Grand Jury Deadline For Sheldon Silver Tests Case’s Strength

Grand Jury Deadline For Sheldon Silver Tests Case’s Strength

By Patricia Hurtado, Bloomberg News (TNS)

NEW YORK — The fate of Sheldon Silver, one of New York’s most powerful politicians until last month, turns largely on whether millions of dollars paid to him by two law firms were legitimate fees or payoffs as he used his Assembly speaker post to enrich himself.

“Were these truly legal referral fees?” asked Anthony Sabino, a business law professor at St. John’s University in New York. Or “did he take the money in exchange for an explicit official act?”

How confident prosecutors and Silver are in answering this question may come into play as the U.S. faces a Monday deadline to formalize charges against him with a grand jury indictment.

If Silver fears jurors will find the money was part of a cash-for-favors scheme, he may bargain for a plea deal before the deadline or push for an extension for talks to continue. If Silver believes the evidence will show the payments were legal, he may decide to take his chances at a trial as he seeks to clear his name and perhaps return to his perch atop New York’s Assembly.

Silver, 71, an assemblyman representing lower Manhattan who had reigned over state politics since 1994, was arrested Jan. 22 on charges of conspiracy and fraud. He resigned as speaker this month. The case against him stems in part from his part-time job as counsel to New York-based Weitz & Luxenberg PC, which specializes in lawsuits on behalf of workers exposed to asbestos. Silver, like most members of New York’s Legislature, was allowed to do outside work while serving in Albany, the capital.

Silver, a lawyer, pocketed almost $4 million in kickbacks from Weitz & Luxenberg and another law firm that sought tax breaks for developers, according to prosecutors.

In response to Silver’s requests, a doctor with expertise in asbestos-related diseases routed patients to the law firm, which paid Silver $3 million disguised as referral fees, prosecutors say. In return, Silver later directed $500,000 from a fund he controlled as speaker to a research center established by the doctor.
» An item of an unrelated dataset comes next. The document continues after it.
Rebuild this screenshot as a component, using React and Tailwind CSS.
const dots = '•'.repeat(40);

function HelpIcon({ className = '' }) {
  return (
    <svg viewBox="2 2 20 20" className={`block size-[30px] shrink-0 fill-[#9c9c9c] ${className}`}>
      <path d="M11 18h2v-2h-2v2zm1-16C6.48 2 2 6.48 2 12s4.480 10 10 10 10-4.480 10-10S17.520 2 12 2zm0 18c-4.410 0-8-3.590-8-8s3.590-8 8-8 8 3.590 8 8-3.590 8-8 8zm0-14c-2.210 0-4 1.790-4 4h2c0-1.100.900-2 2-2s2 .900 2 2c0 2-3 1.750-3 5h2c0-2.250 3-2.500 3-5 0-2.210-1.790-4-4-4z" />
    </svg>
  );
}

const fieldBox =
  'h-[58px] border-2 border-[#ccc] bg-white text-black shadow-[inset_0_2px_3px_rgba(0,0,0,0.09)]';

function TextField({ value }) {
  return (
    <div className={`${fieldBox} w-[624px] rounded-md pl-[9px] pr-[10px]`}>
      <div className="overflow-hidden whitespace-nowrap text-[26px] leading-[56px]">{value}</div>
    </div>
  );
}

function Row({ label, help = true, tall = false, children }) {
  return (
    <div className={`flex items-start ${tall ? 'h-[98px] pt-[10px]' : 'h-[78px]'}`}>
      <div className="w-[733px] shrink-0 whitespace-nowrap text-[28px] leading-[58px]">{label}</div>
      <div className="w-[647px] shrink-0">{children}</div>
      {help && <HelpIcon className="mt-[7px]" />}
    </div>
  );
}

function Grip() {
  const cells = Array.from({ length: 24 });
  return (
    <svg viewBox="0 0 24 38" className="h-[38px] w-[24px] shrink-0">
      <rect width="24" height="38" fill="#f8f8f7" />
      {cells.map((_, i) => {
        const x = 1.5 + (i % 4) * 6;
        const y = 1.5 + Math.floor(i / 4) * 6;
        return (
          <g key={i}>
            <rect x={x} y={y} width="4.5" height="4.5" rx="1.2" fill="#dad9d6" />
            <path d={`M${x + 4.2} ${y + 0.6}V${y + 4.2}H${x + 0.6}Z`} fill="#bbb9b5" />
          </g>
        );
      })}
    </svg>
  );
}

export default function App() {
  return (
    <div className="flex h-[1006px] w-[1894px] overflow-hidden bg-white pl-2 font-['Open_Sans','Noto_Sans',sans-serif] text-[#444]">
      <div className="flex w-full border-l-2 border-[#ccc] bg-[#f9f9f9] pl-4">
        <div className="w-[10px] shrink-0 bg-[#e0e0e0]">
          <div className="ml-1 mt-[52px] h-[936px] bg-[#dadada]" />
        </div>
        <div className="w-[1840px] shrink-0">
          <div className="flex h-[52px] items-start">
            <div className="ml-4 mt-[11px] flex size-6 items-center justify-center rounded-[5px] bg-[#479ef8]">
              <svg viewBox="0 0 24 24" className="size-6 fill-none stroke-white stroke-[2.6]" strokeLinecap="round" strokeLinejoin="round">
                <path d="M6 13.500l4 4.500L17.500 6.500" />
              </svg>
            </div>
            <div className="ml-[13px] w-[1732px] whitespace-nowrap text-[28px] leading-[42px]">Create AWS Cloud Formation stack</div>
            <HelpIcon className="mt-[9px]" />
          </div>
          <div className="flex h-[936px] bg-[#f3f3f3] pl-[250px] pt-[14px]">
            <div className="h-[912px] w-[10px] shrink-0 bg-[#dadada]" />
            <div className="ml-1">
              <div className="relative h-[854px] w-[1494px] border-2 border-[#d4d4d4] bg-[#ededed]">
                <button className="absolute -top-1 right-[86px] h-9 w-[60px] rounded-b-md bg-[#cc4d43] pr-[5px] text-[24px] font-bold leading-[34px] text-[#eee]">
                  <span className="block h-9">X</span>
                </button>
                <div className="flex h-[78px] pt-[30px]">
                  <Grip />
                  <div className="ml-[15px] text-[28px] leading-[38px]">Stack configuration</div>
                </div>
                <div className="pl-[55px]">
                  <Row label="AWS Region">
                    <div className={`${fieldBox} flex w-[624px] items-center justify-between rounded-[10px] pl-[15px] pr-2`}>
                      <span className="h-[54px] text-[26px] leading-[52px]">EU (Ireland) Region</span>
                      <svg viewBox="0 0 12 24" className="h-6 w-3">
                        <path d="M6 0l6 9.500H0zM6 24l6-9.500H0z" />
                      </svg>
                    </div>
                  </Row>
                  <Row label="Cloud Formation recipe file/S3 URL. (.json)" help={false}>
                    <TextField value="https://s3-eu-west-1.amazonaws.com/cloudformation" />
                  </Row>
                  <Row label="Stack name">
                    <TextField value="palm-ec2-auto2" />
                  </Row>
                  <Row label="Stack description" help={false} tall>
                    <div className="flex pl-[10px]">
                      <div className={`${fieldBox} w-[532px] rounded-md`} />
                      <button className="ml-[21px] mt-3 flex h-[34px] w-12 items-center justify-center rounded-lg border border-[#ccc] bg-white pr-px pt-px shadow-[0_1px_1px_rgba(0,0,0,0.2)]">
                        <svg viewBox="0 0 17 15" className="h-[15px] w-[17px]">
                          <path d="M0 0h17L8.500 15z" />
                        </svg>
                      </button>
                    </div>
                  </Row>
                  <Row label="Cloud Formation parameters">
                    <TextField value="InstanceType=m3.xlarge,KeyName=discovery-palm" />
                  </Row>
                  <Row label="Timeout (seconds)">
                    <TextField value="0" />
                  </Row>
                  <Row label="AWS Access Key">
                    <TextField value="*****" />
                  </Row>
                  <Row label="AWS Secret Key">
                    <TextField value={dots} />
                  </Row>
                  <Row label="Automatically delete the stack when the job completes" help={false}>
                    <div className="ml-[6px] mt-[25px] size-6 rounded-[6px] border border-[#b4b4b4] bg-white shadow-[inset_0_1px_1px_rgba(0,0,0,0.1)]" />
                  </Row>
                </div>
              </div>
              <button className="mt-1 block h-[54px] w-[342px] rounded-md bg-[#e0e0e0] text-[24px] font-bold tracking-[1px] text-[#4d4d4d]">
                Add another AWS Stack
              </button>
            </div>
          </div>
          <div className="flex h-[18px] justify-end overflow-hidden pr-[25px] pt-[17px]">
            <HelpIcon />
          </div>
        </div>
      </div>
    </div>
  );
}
The doctor, who is cooperating in the case, and the law firm were not charged.

In the second scheme, Silver is accused of pointing developers with business before the state to another law firm, which also is cooperating. Prosecutors say the developers paid the firm millions of dollars in fees, the firm secretly routed $700,000 in payoffs to Silver, and Silver shepherded legislation the developers wanted through the Assembly.

Silver did no legal work on any of the cases, according to charges against him. He denies wrongdoing. Silver’s attorney, Joel Cohen, declined to comment on the case.

“We believe the jury will find a quid pro quo,” U.S. Attorney Preet Bharara said at a Jan. 22 press conference announcing the charges.

The notion of crooked bargains is at the heart of the case.

To convict Silver, prosecutors must prove he awarded state grants and won passage of legislation in exchange for cash, Sabino said. It’s not enough to show that Silver pocketed fees without taking some sort of official action in return.

“It has to be a pretty explicit tradeoff,” Sabino said. “The government’s burden is to demonstrate there was a direct link between what Silver did, acting in his official capacity,” and the payoffs he got.

Daniel Richman, a Columbia Law School professor and ex- federal prosecutor in New York, said the government’s allegations paint a stark picture of an illicit quid pro quo.

The U.S. in its complaint has laid out a circumstantial case: Silver awarded grants to the doctor 18 months after he began referring clients, and the doctor ceased his referrals when the speaker stopped making payments. Testimony by the doctor is key to the U.S. case, as may be evidence from patients who never spoke to Silver.

“This case is a theory of essentially bribes, kickbacks” in return for “discretionary official acts,” Richman said in an interview. “As long as there’s an alleged connection between the official acts and promises of official acts, you’re well within” the statutes outlawing bribery and extortion, he said.

Susan Necheles, a former prosecutor who has defended political corruption cases, raised doubts about the charges and said they’ll fail without convincing proof of a quid pro quo.

“We have a part-time Legislature which is allowed to earn money on the side, even when the people they’re earning money from also want political favors from them,” she said.

“That’s not criminal,” she added. “It’s just politics.”

E. Stewart Jones Jr., a lawyer who last year won an acquittal for former New York Senate Majority Leader Joseph Bruno on corruption charges, said there’s nothing illegal about referral-fee arrangements that are disclosed to clients.

“These relationships have existed for decades,” he said in an interview. “The lawyers have done nothing but refer a case, and that’s been permissible and ethical.”

Some fees were not revealed in Silver’s case, prosecutors contend.

The case is U.S. v. Silver, U.S. District Court, Southern District of New York (Manhattan).